### Exercise:
Skip every picture, and extract verbatim the lines from the line containing "Recreate this image" to the line containing "const MAROON = '#3e2424';", both lines included.

Records with interface code:
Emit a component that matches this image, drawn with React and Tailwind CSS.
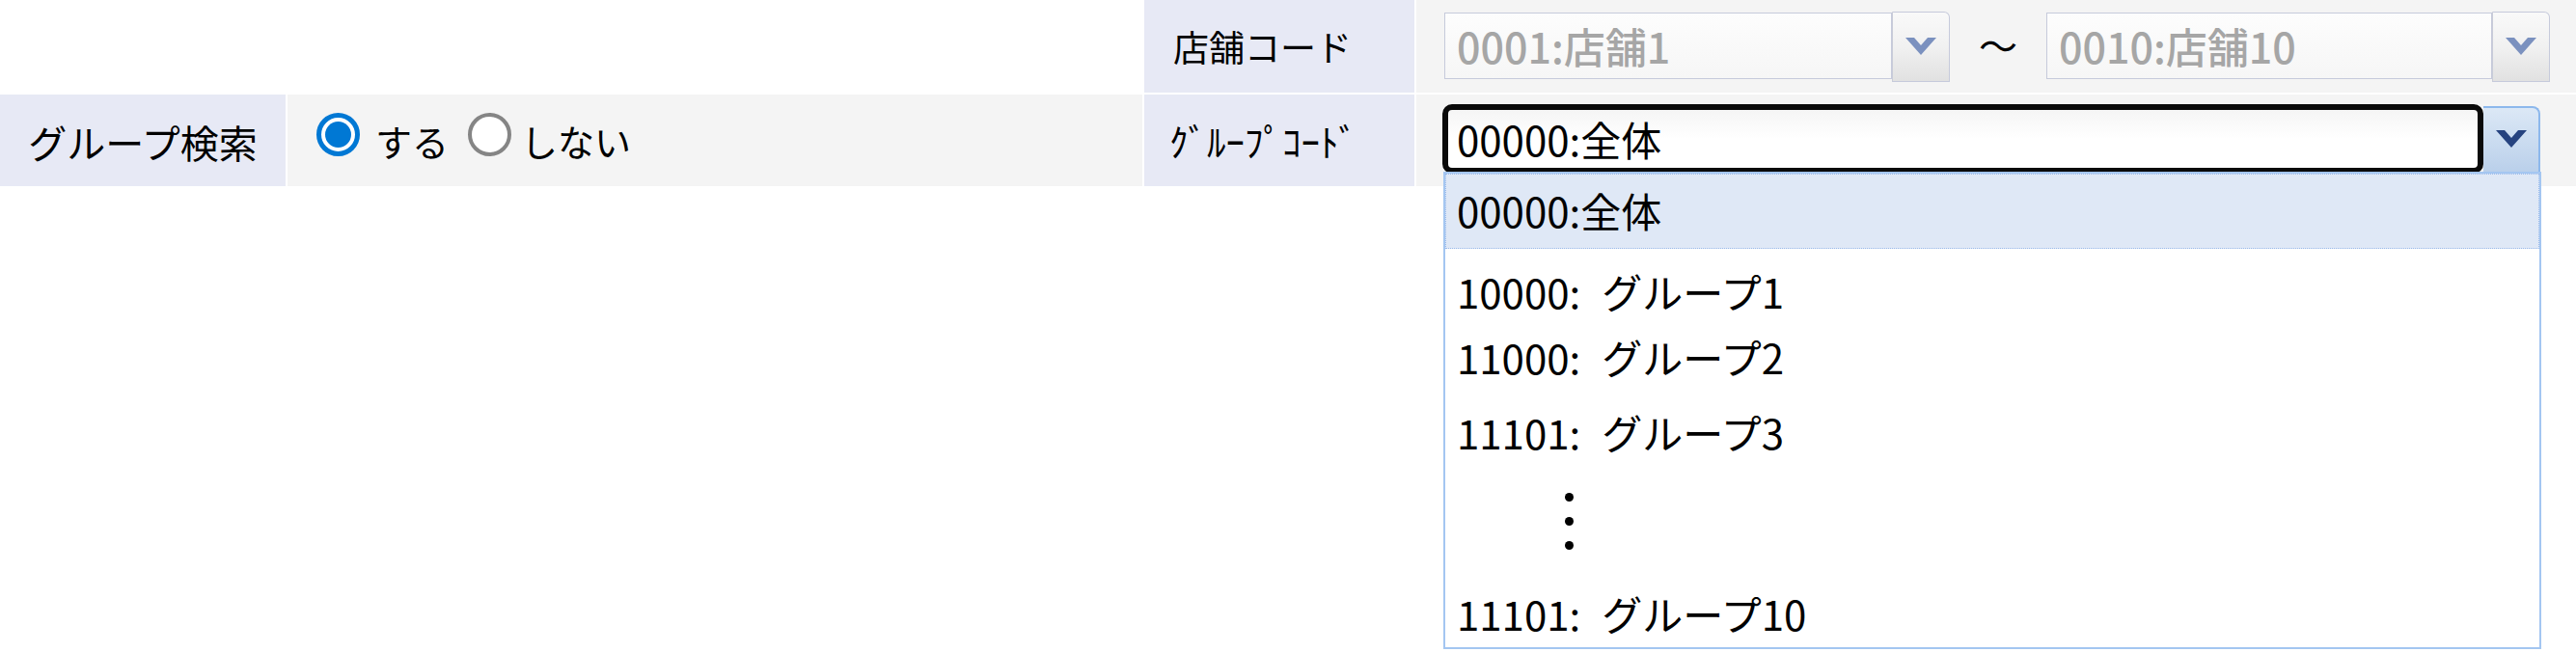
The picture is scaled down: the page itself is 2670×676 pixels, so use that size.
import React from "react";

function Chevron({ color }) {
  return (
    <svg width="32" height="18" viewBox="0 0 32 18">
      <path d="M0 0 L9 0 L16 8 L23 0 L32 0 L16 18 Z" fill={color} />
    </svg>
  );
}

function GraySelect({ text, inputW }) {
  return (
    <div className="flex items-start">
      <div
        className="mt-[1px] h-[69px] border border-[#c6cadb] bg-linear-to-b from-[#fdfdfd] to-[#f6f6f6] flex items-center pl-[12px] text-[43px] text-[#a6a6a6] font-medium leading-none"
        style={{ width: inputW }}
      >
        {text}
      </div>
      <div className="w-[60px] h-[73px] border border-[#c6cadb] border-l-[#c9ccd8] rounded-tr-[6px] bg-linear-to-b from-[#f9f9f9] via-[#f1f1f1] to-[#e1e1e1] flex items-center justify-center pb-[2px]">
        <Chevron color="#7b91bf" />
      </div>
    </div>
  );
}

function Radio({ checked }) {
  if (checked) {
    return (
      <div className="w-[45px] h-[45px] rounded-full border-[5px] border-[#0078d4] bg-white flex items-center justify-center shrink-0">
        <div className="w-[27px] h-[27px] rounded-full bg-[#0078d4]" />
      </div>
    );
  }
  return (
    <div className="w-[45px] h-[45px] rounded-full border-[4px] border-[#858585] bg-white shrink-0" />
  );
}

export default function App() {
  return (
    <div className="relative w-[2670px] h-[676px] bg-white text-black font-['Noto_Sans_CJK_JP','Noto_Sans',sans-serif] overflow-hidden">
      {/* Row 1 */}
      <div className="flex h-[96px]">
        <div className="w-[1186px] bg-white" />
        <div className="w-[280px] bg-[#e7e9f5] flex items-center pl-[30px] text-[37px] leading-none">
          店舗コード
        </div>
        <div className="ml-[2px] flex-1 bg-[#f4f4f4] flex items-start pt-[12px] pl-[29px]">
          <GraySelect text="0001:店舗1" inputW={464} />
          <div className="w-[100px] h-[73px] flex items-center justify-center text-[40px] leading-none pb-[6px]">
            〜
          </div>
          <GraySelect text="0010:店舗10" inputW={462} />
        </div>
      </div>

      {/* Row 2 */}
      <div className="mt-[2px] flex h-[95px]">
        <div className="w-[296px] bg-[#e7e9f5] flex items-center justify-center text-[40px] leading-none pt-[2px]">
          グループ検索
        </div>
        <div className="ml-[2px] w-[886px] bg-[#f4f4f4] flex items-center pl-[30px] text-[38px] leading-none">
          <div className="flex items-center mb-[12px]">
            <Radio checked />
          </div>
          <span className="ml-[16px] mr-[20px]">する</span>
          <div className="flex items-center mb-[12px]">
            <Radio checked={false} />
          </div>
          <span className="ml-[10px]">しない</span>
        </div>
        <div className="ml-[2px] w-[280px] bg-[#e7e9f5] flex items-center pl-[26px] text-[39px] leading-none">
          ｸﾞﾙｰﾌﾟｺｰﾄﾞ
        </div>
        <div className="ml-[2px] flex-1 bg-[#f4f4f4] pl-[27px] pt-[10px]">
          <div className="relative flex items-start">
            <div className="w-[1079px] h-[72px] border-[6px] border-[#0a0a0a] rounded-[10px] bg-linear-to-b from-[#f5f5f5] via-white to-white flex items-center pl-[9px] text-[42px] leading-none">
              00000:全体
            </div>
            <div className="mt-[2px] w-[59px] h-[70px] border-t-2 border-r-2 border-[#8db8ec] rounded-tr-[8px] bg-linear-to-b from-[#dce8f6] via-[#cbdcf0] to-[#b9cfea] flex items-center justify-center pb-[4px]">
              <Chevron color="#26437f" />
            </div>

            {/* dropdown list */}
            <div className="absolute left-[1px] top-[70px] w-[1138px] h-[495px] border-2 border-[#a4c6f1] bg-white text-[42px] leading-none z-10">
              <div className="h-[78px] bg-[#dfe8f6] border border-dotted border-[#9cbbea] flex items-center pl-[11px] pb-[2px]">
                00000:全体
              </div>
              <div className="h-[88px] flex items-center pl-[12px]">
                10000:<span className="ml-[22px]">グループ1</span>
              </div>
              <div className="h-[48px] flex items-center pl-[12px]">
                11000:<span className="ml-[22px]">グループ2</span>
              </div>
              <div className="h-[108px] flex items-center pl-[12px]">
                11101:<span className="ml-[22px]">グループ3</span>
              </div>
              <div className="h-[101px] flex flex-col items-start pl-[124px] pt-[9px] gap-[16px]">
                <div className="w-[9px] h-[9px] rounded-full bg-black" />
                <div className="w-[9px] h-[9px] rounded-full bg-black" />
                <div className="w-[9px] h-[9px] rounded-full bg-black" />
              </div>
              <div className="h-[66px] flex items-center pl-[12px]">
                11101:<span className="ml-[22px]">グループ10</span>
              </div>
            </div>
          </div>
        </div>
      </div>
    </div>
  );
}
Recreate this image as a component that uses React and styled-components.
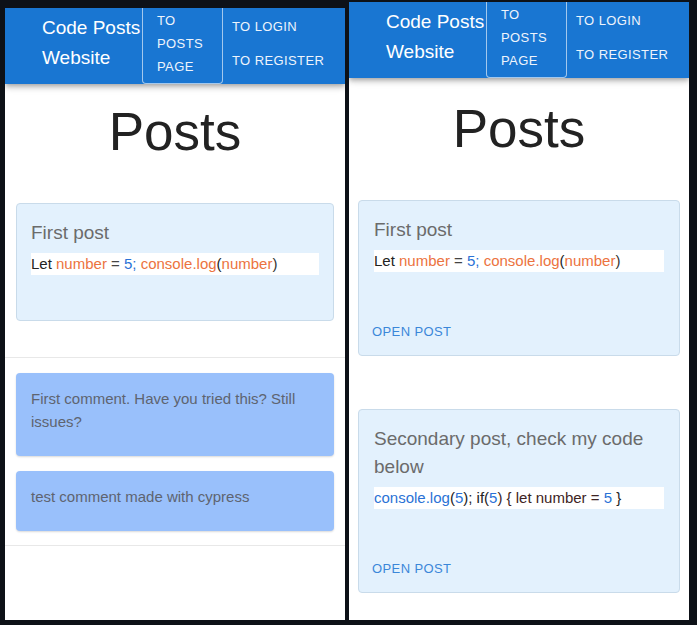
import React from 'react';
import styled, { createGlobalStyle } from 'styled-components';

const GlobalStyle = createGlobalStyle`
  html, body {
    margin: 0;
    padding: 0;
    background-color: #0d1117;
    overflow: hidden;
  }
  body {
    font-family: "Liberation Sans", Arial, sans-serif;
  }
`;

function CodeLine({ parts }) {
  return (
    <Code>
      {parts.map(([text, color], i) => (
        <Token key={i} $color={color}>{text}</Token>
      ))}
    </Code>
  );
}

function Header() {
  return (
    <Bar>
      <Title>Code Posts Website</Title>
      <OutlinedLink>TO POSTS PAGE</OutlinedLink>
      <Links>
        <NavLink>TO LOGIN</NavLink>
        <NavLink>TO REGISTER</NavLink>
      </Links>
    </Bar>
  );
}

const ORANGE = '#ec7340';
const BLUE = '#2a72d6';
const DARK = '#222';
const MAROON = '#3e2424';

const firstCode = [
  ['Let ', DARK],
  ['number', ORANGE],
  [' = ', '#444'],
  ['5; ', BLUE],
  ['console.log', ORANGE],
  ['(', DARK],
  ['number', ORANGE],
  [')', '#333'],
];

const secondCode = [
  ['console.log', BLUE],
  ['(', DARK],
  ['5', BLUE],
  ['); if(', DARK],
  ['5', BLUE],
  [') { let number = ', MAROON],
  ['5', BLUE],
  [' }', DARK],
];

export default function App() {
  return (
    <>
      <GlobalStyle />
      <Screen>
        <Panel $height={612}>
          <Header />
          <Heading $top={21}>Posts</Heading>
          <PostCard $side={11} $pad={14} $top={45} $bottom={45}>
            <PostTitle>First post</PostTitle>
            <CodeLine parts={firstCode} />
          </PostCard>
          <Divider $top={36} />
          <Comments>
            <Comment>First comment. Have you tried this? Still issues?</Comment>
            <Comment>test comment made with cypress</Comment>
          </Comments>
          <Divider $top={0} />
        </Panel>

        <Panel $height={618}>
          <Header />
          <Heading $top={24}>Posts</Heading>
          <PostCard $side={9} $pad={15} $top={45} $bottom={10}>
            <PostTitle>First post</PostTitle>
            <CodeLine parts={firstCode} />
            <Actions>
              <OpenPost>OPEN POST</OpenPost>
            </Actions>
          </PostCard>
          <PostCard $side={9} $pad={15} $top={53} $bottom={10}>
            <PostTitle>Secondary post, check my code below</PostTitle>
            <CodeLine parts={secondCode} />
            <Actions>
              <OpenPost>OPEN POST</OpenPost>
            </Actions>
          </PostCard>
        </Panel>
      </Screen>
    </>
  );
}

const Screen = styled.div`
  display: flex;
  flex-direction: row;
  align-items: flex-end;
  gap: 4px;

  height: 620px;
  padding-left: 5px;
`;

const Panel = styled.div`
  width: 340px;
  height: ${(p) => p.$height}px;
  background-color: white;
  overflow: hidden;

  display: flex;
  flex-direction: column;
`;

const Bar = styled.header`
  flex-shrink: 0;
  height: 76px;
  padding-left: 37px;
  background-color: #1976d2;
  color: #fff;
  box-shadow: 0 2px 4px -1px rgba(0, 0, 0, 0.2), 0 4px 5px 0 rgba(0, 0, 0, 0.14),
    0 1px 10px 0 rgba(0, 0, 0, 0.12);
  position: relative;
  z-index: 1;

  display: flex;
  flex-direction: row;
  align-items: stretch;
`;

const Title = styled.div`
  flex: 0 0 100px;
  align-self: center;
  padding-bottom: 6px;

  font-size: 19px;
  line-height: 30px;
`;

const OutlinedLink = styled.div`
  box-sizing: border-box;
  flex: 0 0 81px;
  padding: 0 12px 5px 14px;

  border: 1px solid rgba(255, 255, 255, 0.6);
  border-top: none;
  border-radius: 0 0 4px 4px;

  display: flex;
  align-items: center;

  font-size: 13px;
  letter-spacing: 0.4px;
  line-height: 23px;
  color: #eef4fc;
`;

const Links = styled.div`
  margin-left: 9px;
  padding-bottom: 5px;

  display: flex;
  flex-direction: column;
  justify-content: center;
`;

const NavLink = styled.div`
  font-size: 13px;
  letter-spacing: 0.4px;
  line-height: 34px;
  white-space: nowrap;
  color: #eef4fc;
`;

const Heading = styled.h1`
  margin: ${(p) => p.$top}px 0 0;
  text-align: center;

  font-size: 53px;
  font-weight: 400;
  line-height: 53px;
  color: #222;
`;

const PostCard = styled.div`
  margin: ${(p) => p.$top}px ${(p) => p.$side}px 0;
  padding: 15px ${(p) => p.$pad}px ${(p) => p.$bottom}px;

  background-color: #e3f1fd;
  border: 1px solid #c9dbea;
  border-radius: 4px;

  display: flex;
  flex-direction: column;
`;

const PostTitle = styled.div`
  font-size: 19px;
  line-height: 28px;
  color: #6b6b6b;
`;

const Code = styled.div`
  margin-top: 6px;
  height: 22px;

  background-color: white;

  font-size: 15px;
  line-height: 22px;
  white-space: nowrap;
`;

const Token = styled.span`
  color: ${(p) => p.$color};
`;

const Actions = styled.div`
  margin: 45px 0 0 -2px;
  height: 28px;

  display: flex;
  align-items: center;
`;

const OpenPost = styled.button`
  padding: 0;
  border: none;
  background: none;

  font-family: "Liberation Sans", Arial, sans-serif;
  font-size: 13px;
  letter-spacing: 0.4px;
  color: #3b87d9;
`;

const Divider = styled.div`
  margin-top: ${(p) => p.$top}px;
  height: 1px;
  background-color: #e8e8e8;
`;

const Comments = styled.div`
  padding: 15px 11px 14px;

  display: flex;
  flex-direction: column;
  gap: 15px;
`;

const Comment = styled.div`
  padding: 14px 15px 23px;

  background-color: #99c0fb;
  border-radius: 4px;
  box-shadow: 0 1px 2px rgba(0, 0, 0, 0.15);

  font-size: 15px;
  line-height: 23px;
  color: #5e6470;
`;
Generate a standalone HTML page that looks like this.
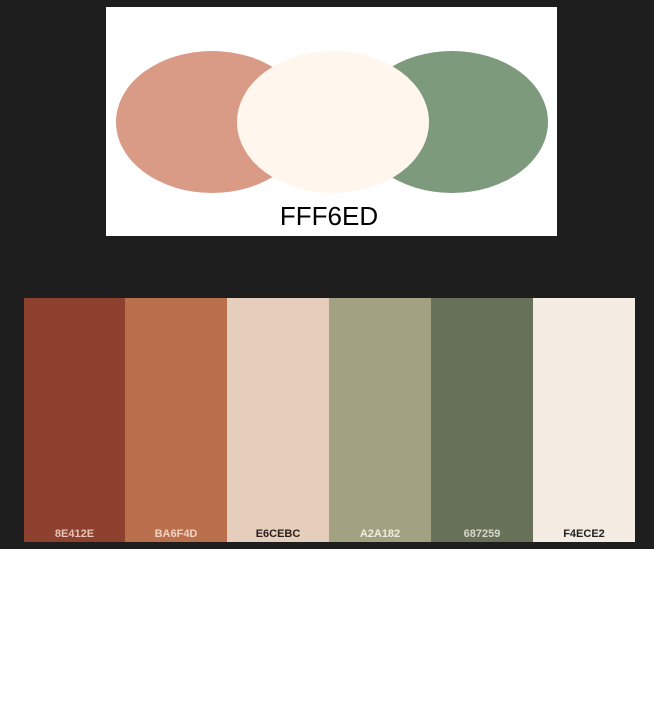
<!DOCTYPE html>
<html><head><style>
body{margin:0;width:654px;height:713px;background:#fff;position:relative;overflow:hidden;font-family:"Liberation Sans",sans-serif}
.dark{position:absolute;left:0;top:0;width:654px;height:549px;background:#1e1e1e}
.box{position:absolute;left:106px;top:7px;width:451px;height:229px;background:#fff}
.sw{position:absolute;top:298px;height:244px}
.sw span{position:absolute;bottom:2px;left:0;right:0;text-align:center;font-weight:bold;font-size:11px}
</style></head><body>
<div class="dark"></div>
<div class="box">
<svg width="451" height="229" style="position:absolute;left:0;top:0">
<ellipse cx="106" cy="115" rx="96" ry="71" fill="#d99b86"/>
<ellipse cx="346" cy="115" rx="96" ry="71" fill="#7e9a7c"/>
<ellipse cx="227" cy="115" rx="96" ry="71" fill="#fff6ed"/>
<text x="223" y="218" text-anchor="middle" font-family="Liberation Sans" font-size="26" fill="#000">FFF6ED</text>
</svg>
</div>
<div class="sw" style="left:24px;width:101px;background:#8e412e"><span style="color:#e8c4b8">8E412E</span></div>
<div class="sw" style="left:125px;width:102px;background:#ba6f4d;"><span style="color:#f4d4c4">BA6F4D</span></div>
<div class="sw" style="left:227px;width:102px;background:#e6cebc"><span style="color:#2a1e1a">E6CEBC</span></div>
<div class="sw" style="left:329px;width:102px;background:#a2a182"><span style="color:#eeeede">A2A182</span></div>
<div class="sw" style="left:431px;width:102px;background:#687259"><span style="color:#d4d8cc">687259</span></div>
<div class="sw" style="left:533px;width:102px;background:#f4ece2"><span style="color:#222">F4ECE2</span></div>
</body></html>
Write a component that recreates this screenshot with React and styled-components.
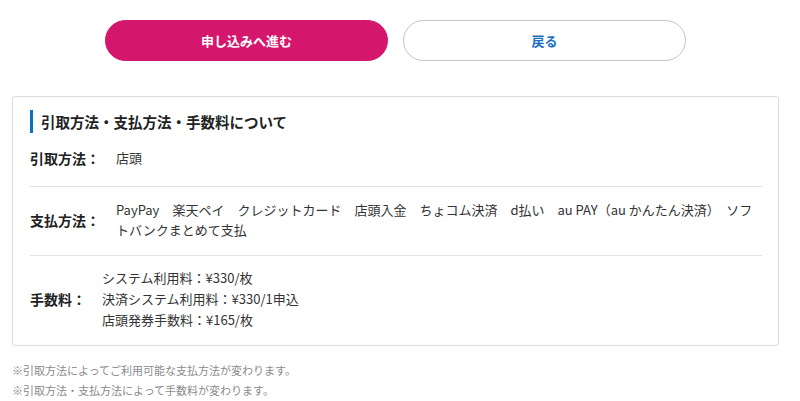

### Correct response:
Recreate this image as a component that uses React and styled-components.
import React from 'react';
import styled, { createGlobalStyle } from 'styled-components';

const GlobalStyle = createGlobalStyle`
  html, body {
    margin: 0;
    padding: 0;
    background-color: #0d1117;
    overflow: hidden;
  }
  body {
    font-family: "Liberation Sans", Arial, sans-serif;
  }
`;

function CodeLine({ parts }) {
  return (
    <Code>
      {parts.map(([text, color], i) => (
        <Token key={i} $color={color}>{text}</Token>
      ))}
    </Code>
  );
}

function Header() {
  return (
    <Bar>
      <Title>Code Posts Website</Title>
      <OutlinedLink>TO POSTS PAGE</OutlinedLink>
      <Links>
        <NavLink>TO LOGIN</NavLink>
        <NavLink>TO REGISTER</NavLink>
      </Links>
    </Bar>
  );
}

const ORANGE = '#ec7340';
const BLUE = '#2a72d6';
const DARK = '#222';
const MAROON = '#3e2424';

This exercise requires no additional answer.